Some commercial vendors have offered survey software that will attach an executable file to each email sent to sample members. The file is downloaded by the user and executed on his or her personal computer; a software program then prompts the user to fill out the questionnaire and records their responses. A more common and simpler approach is to attach a copy of the questionnaire to the email as an electronic document, using a common format such as Microsoft Word. Users open the document, type their responses in the appropriate places, save the document on their computer, and then reattach the document to an email that is sent back to the surveyor. Alternatively, a text or HTML (hypertext markup language) copy of the questionnaire can be embedded directly in the contact email. By hitting “reply” in their email software, users create a copy of the questionnaire into which their responses can be typed. Responses are given either by inserting Xs into a set of brackets by the appropriate response for text emails or by marking radio buttons for HTML emails, and the email is sent to the surveyor.

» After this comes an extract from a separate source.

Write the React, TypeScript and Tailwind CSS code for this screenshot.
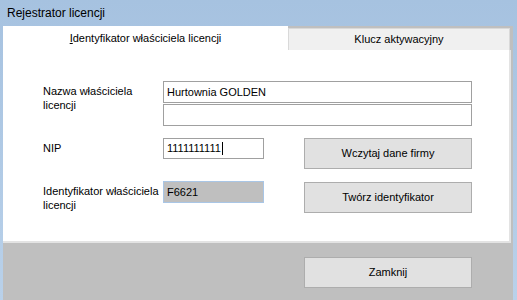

Emails from respondents are then collected and entered into a database, either by hand or through the use of survey software. With both the electronic document approach and the embedded text approach, users are often given the option of printing off the questionnaire and mailing it back to the surveyor via regular mail. Research indicates that few respondents use this option when it is offered.

Advantages and Disadvantages

Email surveys share many of the same advantages and disadvantages of Web surveys. For example, email surveys are less costly than other survey modes, because of the lack of printing, postage, or interviewer costs, and they enable the surveyor to collect data quite rapidly. Thus, the potential for interviewer effects are eliminated due to self-administration of the survey. Email surveys also share the same coverage issues as Web surveys, in that not everyone has an email address (nor are there national directories of email addresses), as well as the same measurement error issues, arising from the format of the questionnaire appear differently on different computer and software configurations. There is also evidence that respondents to email surveys may differ from respondents to mail surveys in terms of having higher socioeconomic status; similar results have been found for Web surveys.